OK they say where are the raids by the SFO on executives and corporations suspected of bribery violations?  Again, this is too simplistic.  Its takes a while to gather the facts to merit raids and arrests.

The fact is that just like the US (where some of the principal critics are sat and I’m not naming names…*ahem* Howard…) investigations into bribery law violations are carried out behind the scenes.  In the US the first that many hear of it is in the public filings of SEC reporting companies on the receiving end of letters of request or subpoenas from US enforcement agencies.  Raids?  Not so much.

The recent FCPA centrepiece Shot Show case based on a sting operation about the illegal supply of arms and defence products recently blew up in the DOJ’s face, not the other way around.

So, like a swan while not much may appear to be happening on the surface, under the water there is plenty happening.

The recent quote of the SFO Director relates to the use of the SFO’s statutory powers under Section 2 of the Criminal Justice Act 1987. Historically these so-called ‘Section 2 Notices’ could only be issued after the SFO had accepted a case for investigation. However, in 2008 the law was amended to enable them to be issued at a ‘pre-investigation’ stage in bribery cases.

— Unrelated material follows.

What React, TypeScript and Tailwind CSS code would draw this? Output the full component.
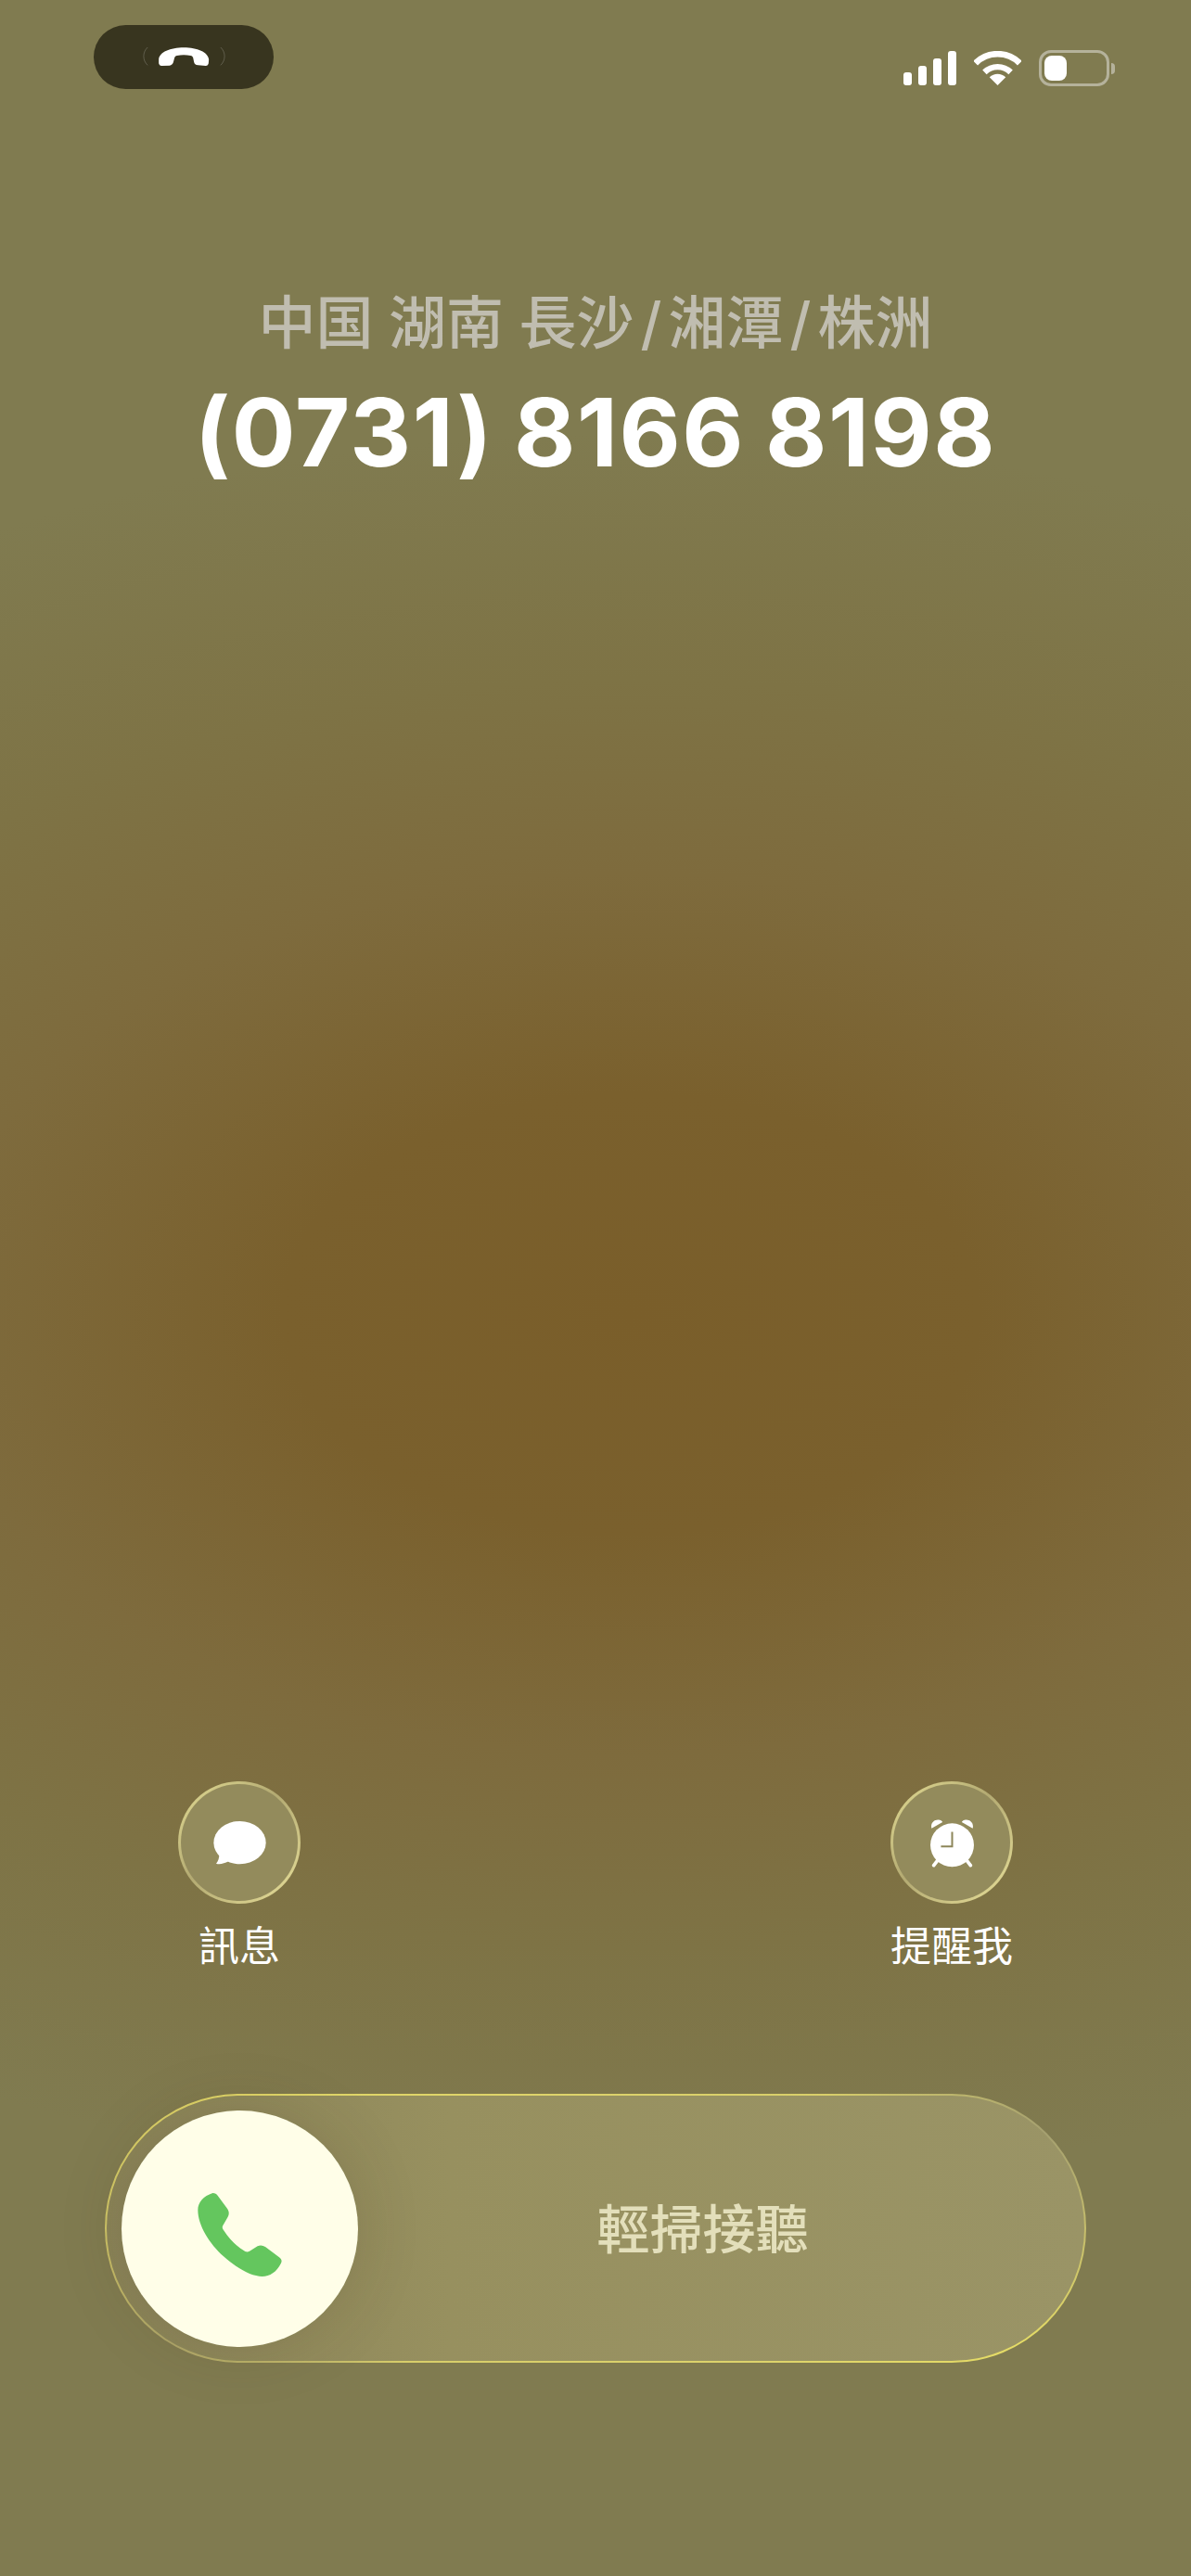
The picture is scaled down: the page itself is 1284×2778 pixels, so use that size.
const cjk = "font-['Inter','Noto_Sans_CJK_TC',sans-serif]"

function HangupIcon() {
  return (
    <svg viewBox="282 150 266 75" className="w-[89px] h-[25px]">
      <path d="M297 156 C280 172 280 198 297 214 M533 156 C550 172 550 198 533 214" fill="none" stroke="#fff" strokeOpacity="0.3" strokeWidth="2" />
      <path
        d="M333 195 C335 172 370 157 414 157 C458 157 492 172 495 195 L494 208 C493 213 490 216 485 216 L460 214 C452 213 448 210 447 204 L444 190 C443 186 440 184 436 183 C422 180 405 180 392 183 C388 184 385 186 384 190 L380 205 C378 211 374 214 368 215 L342 216 C337 216 334 213 333 208 Z"
        fill="#fff"
      />
    </svg>
  )
}

function SignalBars() {
  return (
    <div className="flex items-end gap-[6.5px]">
      <div className="w-[9.5px] h-[14px] rounded-[3px] bg-white" />
      <div className="w-[9.5px] h-[21px] rounded-[3px] bg-white" />
      <div className="w-[9.5px] h-[29px] rounded-[3px] bg-white" />
      <div className="w-[9.5px] h-[37px] rounded-[3px] bg-white" />
    </div>
  )
}

function WifiIcon() {
  return (
    <svg viewBox="360 102 152 110" className="w-[51px] h-[37px]">
      <path d="M365 141 A100 100 0 0 1 507 141" fill="none" stroke="#fff" strokeWidth="20" />
      <path d="M394 170 A60 60 0 0 1 478 170" fill="none" stroke="#fff" strokeWidth="19" />
      <path d="M436 212 L410 186 A37 37 0 0 1 462 186 Z" fill="#fff" />
    </svg>
  )
}

function Battery() {
  return (
    <div className="flex items-center gap-[2px]">
      <div className="w-[76px] h-[39px] rounded-[13px] border-[3px] border-[#b5b29b] p-[3px]">
        <div className="w-[24px] h-full rounded-[8px] bg-white" />
      </div>
      <div className="w-[4px] h-[12px] rounded-r-full bg-[#b5b29b]" />
    </div>
  )
}

function MessageIcon() {
  return (
    <svg viewBox="178 195 170 142" className="w-[57px] h-[47px]">
      <ellipse cx="263" cy="265" rx="85" ry="70" fill="#fff" />
      <path d="M196 300 C197 315 192 326 186 333 C197 337 213 333 226 326 Z" fill="#fff" />
    </svg>
  )
}

function AlarmIcon() {
  return (
    <svg viewBox="217 185 140 158" className="w-[47px] h-[53px]">
      <path d="M221 217 C216 198 232 186 247 190 C252 191 255 194 256 197 Z M353 217 C358 198 342 186 327 190 C322 191 319 194 318 197 Z" fill="#fff" />
      <path d="M240 320 L228 336 M334 320 L346 336" stroke="#fff" strokeWidth="11" strokeLinecap="round" />
      <circle cx="287" cy="271" r="70" fill="#fff" />
      <path d="M287 228 L287 275 L251 275" fill="none" stroke="#8d865a" strokeWidth="6" />
    </svg>
  )
}

function PhoneIcon() {
  return (
    <svg viewBox="337 375 271 270" className="w-[91px] h-[90px] mt-[13px]">
      <path
        d="M385 375 C392 375 398 378 402 385 L432 425 C438 433 439 443 434 452 L418 480 C415 485 416 489 420 495 C440 525 462 548 490 564 C495 566 499 566 504 563 L530 547 C538 543 547 544 555 549 L600 583 C608 589 610 596 605 604 C592 630 570 645 545 645 C510 645 465 620 420 580 C375 540 337 480 337 430 C337 405 355 385 385 375 Z"
        fill="#64c65e"
      />
    </svg>
  )
}

function ActionButton({ label, icon }: { label: string; icon: React.ReactNode }) {
  return (
    <div className="w-[132px] flex flex-col items-center">
      <div className="w-[132px] h-[132px] rounded-full border-[3px] border-transparent flex items-center justify-center [background:linear-gradient(#938b5c,#938b5c)_padding-box,linear-gradient(135deg,#e3dc94,#b3aa72_45%,#e8e09a)_border-box]">
        {icon}
      </div>
      <span className="mt-[18px] text-[44px] leading-[56px] text-white whitespace-nowrap">{label}</span>
    </div>
  )
}

export default function App() {
  return (
    <div className={`${cjk} w-[1284px] h-[2778px] overflow-hidden flex flex-col bg-[radial-gradient(ellipse_1500px_950px_at_53%_51%,#7a5e2a_0%,#7a602d_25%,#7e6b3d_50%,#7e7345_72%,#807b50_100%)]`}>
      {/* Status bar */}
      <div className="flex items-start justify-between pt-[27px] pl-[101px] pr-[82px]">
        <div className="w-[194px] h-[69px] rounded-full bg-[#38351f] flex items-center justify-center">
          <HangupIcon />
        </div>
        <div className="flex items-center gap-[19px] mt-[27px]">
          <SignalBars />
          <WifiIcon />
          <Battery />
        </div>
      </div>

      {/* Caller */}
      <div className="mt-[217px] flex flex-col items-center">
        <h2 className="text-[62px] leading-[72px] font-medium text-[#c0bdb0] whitespace-nowrap">
          中国 湖南 長沙<span className="mx-[7px]">/</span>湘潭<span className="mx-[7px]">/</span>株洲
        </h2>
        <h1 className="mt-[21px] text-[102px] leading-[120px] font-bold tracking-[1.6px] [word-spacing:-4px] text-white whitespace-nowrap">(0731) 8166 8198</h1>
      </div>

      {/* Actions */}
      <div className="mt-auto flex justify-between pl-[192px] pr-[192px]">
        <ActionButton label="訊息" icon={<MessageIcon />} />
        <ActionButton label="提醒我" icon={<AlarmIcon />} />
      </div>

      {/* Slide to answer */}
      <div className="mt-[131px] mb-[230px] ml-[113px] w-[1058px] h-[290px] rounded-[145px] border-[2.5px] border-transparent pl-[15.5px] flex items-center [background:linear-gradient(90deg,#8a8358,#97905f_35%,#9a9466)_padding-box,conic-gradient(#ddd36c_0deg,#d9cf6a_60deg,#a5a070_78deg,#c5bd6c_90deg,#e5dc66_105deg,#ddd36c_130deg,#d8ce6a_235deg,#aea66a_255deg,#cfc566_270deg,#e0d668_290deg,#ddd36c_360deg)_border-box]">
        <div className="w-[255px] h-[255px] rounded-full bg-[#fffee8] flex items-center justify-center shrink-0 shadow-[0_0_70px_rgba(60,50,20,0.15)]">
          <PhoneIcon />
        </div>
        <span className="ml-[258px] mt-[4px] text-[57px] leading-[70px] font-medium text-[#e3dfbb] whitespace-nowrap">輕掃接聽</span>
      </div>
    </div>
  )
}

We wrote in more detail about the Section 2 powers here last summer.

Section 2 in a nutshell

As the SFO say:

“Section 2 of the CJA 1987 gives the Director or a designated member of staff the power to require a person or entity to provide information to us for the purpose of an investigation.  This takes the form of interviewing people, requiring them to produce material or searching premises…

…Written notice is always given when exercising this power.  Notices are typically issued to individuals, banks, financial institutions, accountants and other professionals, most of whom will have a duty of confidence to their clients. Issuing them with Section 2 Notices obliges them to lawfully provide the information that we require.

Where a person or entity does not comply with a notice, or when someone is interviewed and is found to have given false or misleading information, they can be prosecuted.”

TIP: What to do if you receive a Section 2 Notice

In view of the penalty for failure to comply if you receive a Section 2 notice you should take legal advice as soon as possible (and we’ll toot our horn at this point…).

Your adviser should tell you what you need to do to comply with the notice and liaise with the SFO to the extent that its scope needs to be clarified and the practicalities of supplying the relevant information, including timescale.

The chances are that recipient(s) of a Section 2 Notice will not themselves be the suspect(s) (although this is not guaranteed) but anyone on the receiving end will wish to avoid commiting an offence by leaving themselves open to charges that they failed to properly comply with the notice.